(Editor’s Note: Enjoy a viewpoint from the recent Charleston (S.C.) Currents, focusing on a Georgia subject.—eeb)
By Andy Brack
Editor and publisher, Charleston Currents
FEB. 4, 2020 | U.S. Sen. Cory Booker, D-N.J., said something a couple of weeks back that’s been circling through my brain: “Look, I have this firm belief that if America hasn’t broken your heart, you don’t love her enough.”
My heart is breaking as our nation is being torn apart in ways never imagined by founding fathers and leaders of the country for 200 years.
My heart is breaking as too many Americans find it acceptable for a president to lie routinely, to threaten, to intimidate like a schoolyard bully.
My heart breaks as too many of America’s political leaders lack the courage to hold a president accountable for unconscionable, immoral behavior.
My heart breaks as so many continue to get left behind as the haves have more.
My heart breaks as fundamental American precepts of liberty, truth, justice and the common good are trampled upon with reckless abandon.
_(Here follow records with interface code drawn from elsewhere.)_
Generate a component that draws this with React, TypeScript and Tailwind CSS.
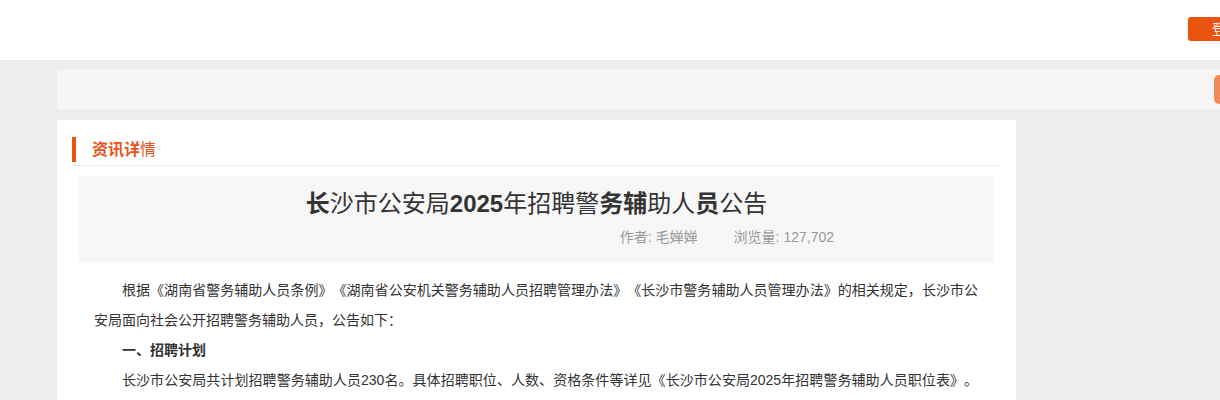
import React from 'react';

const font = { fontFamily: '"Liberation Sans", "Noto Sans CJK SC", sans-serif' };

function Header() {
  return (
    <header className="h-[60px] bg-white flex items-start pt-[17px] pl-[1188px]">
      <button className="shrink-0 h-[24px] px-[24px] bg-[#e9540f] text-white text-[14px] leading-[24px] rounded-[3px]">
        登录
      </button>
    </header>
  );
}

function ArticleTitle() {
  return (
    <div className="mt-[10px] mx-[22px] bg-[#f7f7f7] pt-[10px] pb-[15px]">
      <h1 className="text-center text-[24px] leading-[36px] text-[#333]">
        <b>长</b>沙市公安局<b>2025</b>年招聘警<b>务辅</b>助人<b>员</b>公告
      </h1>
      <div className="mt-[5px] flex justify-end gap-[36px] pr-[160px] text-[14px] leading-[20px] text-[#999]">
        <span>作者: 毛婵婵</span>
        <span>浏览量: 127,702</span>
      </div>
    </div>
  );
}

function ArticleBody() {
  return (
    <div className="mt-[13px] pl-[37px] pr-[38px] text-[14px] leading-[30px] text-[#333] text-justify [text-spacing-trim:space-all]">
      <p className="indent-[28px] [text-align-last:justify]">
        根据《湖南省警务辅助人员条例》《湖南省公安机关警务辅助人员招聘管理办法》《长沙市警务辅助人员管理办法》的相关规定，长沙市公
      </p>
      <p>安局面向社会公开招聘警务辅助人员，公告如下：</p>
      <p className="indent-[28px] font-bold">一、招聘计划</p>
      <p className="indent-[28px] [text-align-last:justify]">
        长沙市公安局共计划招聘警务辅助人员230名。具体招聘职位、人数、资格条件等详见《长沙市公安局2025年招聘警务辅助人员职位表》。
      </p>
    </div>
  );
}

export default function App() {
  return (
    <div className="w-[1220px] h-[400px] overflow-hidden bg-[#eeecec]" style={font}>
      <div className="w-[1300px]">
        <Header />
        <main className="pt-[10px] pl-[57px]">
          <div className="h-[39px] w-[1220px] bg-[#f6f6f6] flex items-center pl-[1157px]">
            <span className="shrink-0 w-[40px] h-[29px] rounded-[5px] bg-[#f08a5b]" />
          </div>
          <section className="mt-[11px] w-[959px] h-[400px] bg-white pt-[17px]">
            <div className="mx-[15px] flex items-start border-b border-[#eeeeee] pb-[3px]">
              <span className="w-[4px] h-[25px] bg-[#e9540f]" />
              <h2 className="ml-[16px] text-[16px] leading-[25px] text-[#e6531d]">
                <b>资讯详</b>情
              </h2>
            </div>
            <ArticleTitle />
            <ArticleBody />
          </section>
        </main>
      </div>
    </div>
  );
}
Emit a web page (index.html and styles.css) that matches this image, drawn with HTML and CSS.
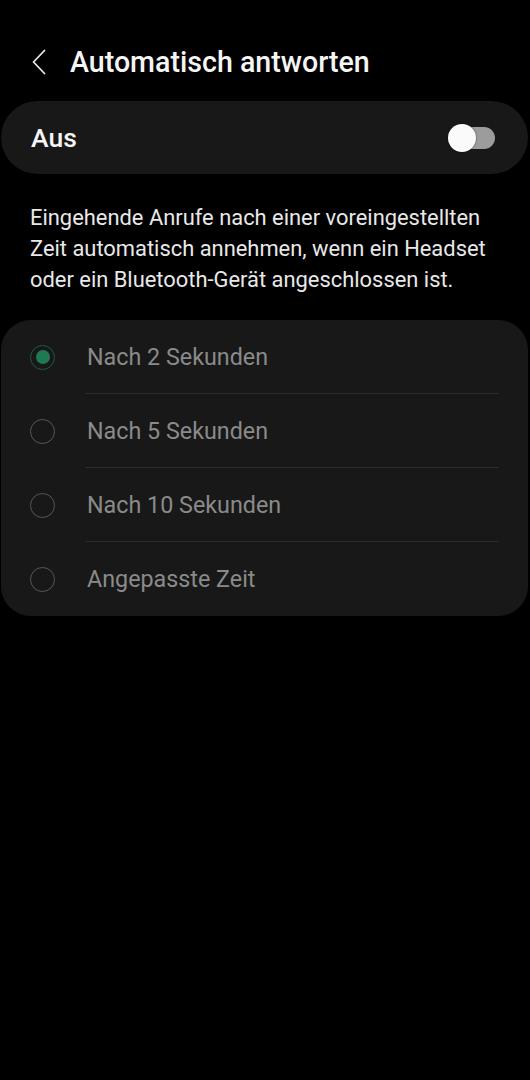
FILE: index.html
```html
<!DOCTYPE html>
<html lang="de">
<head>
<meta charset="utf-8">
<title>Automatisch antworten</title>
<link rel="stylesheet" href="styles.css">
</head>
<body>
<header class="appbar">
  <span class="back" aria-label="Zurück">
    <svg width="14" height="26" viewBox="0 0 14 26"><path d="M12.5 1.5 L1.5 13 L12.5 24.5" fill="none" stroke="#e6e6e6" stroke-width="1.8" stroke-linecap="round" stroke-linejoin="round"/></svg>
  </span>
  <h1 class="title">Automatisch antworten</h1>
</header>

<section class="switch-card">
  <span class="switch-label">Aus</span>
  <span class="toggle"><span class="knob"></span></span>
</section>

<p class="desc">Eingehende Anrufe nach einer voreingestellten Zeit automatisch annehmen, wenn ein Headset oder ein Bluetooth-Gerät angeschlossen ist.</p>

<section class="options">
  <div class="option">
    <span class="radio checked"><span class="dot"></span></span>
    <span class="opt-label">Nach 2 Sekunden</span>
  </div>
  <div class="option">
    <span class="radio"></span>
    <span class="opt-label">Nach 5 Sekunden</span>
  </div>
  <div class="option">
    <span class="radio"></span>
    <span class="opt-label">Nach 10 Sekunden</span>
  </div>
  <div class="option last">
    <span class="radio"></span>
    <span class="opt-label">Angepasste Zeit</span>
  </div>
</section>
</body>
</html>
```
FILE: styles.css
```css
* { box-sizing: border-box; }
html, body { margin: 0; padding: 0; background: #000; }
body {
  font-family: Roboto, "Noto Sans", "Liberation Sans", sans-serif;
  color: #f2f2f2;
  width: 530px;
  min-height: 1080px;
}
.appbar {
  display: flex;
  align-items: center;
  height: 76px;
  margin-top: 24px;
  padding-left: 32px;
}
.back { display: flex; width: 14px; height: 26px; }
.title {
  margin: 0 0 0 24px;
  font-size: 28.6px;
  font-weight: 500;
  color: #f5f5f5;
  letter-spacing: 0;
}
.switch-card {
  display: flex;
  align-items: center;
  justify-content: space-between;
  height: 73px;
  margin: 1px 2px 0 1px;
  padding: 0 33px 0 30px;
  background: #181818;
  border-radius: 37px;
}
.switch-label {
  font-size: 26.5px;
  font-weight: 500;
  color: #f5f5f5;
}
.toggle {
  position: relative;
  width: 46px;
  height: 22px;
  border-radius: 11px;
  background: #9c9c9c;
}
.knob {
  position: absolute;
  left: -1px;
  top: -3px;
  width: 28px;
  height: 28px;
  border-radius: 50%;
  background: #fafafa;
  box-shadow: 0 0 2px rgba(0,0,0,0.6);
}
.desc {
  margin: 28px 0 0;
  padding: 0 30px;
  font-size: 21.9px;
  line-height: 31px;
  color: #e8e8e8;
}
.options {
  margin: 25px 2px 0 1px;
  background: #181818;
  border-radius: 30px;
}
.option {
  display: flex;
  align-items: center;
  height: 74px;
}
.radio {
  display: flex;
  align-items: center;
  justify-content: center;
  flex: none;
  width: 25px;
  height: 25px;
  margin-left: 29px;
  border: 1.5px solid #575757;
  border-radius: 50%;
}
.radio.checked { border-color: #1e5a3f; }
.dot {
  width: 14px;
  height: 14px;
  border-radius: 50%;
  background: #1f7a53;
}
.opt-label {
  display: flex;
  align-items: center;
  align-self: stretch;
  flex: 1;
  margin: 0 29px 0 30px;
  padding-left: 2px;
  border-bottom: 1px solid #2c2c2c;
  font-size: 23.3px;
  color: #8a8a8a;
}
.option.last .opt-label { border-bottom: none; }
```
My heart breaks when today’s headlines, rallies and tweets often recall simmering hate, vitriol, fear, racism and hopelessness that marked the American South for generations.
If you read the memoir Just Mercy or watch the new movie with the same title, it’s not difficult to draw parallels between declining societal conditions now and what existed just three decades ago when Alabama attorney Bryan Stevenson started trying to free people on death row thought to have been illegally convicted.
Stevenson, who leads the Equal Justice Institute, has concluded through the years that the poverty that so many Southerners find themselves unable to escape has an opposite. But it’s not building wealth. Poverty’s opposite, he says, is justice.
“We’ve all been acculturated into accepting the inevitability of wrongful convictions, unfair sentences, racial bias, and racial disparities and discrimination against the poor,” he said in a December 2015 interview. “I think hopelessness is the enemy of justice. We have too many insiders who become hopeless about what they can do.”
It wasn’t too long ago that a relatively unknown U.S. senator from Illinois became president on a campaign fueled by hope, iconically depicted by Charleston-born artist Shepard Fairey. So if what’s going on across the country now is loss of hope, a loss of justice and truth and the American way, what can we do to recapture hope?
Perhaps we can take a page from a community photography project from Newnan, Ga., a town 40 miles southwest of Atlanta that has become far more diverse in the last two decades. Two years ago, a rally by white nationalists fizzled when organizers apparently didn’t realize the community had changed, according to a must-read Jan. 19 story in The New York Times. A year later, Newnan installed 17 banner-sized portraits of residents, from a jewel-wearing white doyenne and Baptist preacher to people of color and a pair of Muslim sisters.
To say that the exhibit sparked conversation appears to be an understatement. It forced Newnan to look at itself — something that every town in South Carolina (and Georgia –eeb) should strive to do. The portraits in Newnan by photographer Mary Beth Meehan will come down in June, but continue to inspire, as related by a Presbyterian pastor: “The truth is, these conversations are hard and uncomfortable and awkward, but we need to lean into it. We need to talk about who lives in our community and if they are different, why does that make us uncomfortable?”
Amen. In times when armchair computer warriors spew venom online to divide America, we must invest in the hard work to talk more, not less. We need to watch and talk about movies like “Just Mercy” and engage in hundreds of conversations that highlight our common American values, not our differences.
Let’s not let the dividers win. Let’s rebuild hope in America so we can move forward.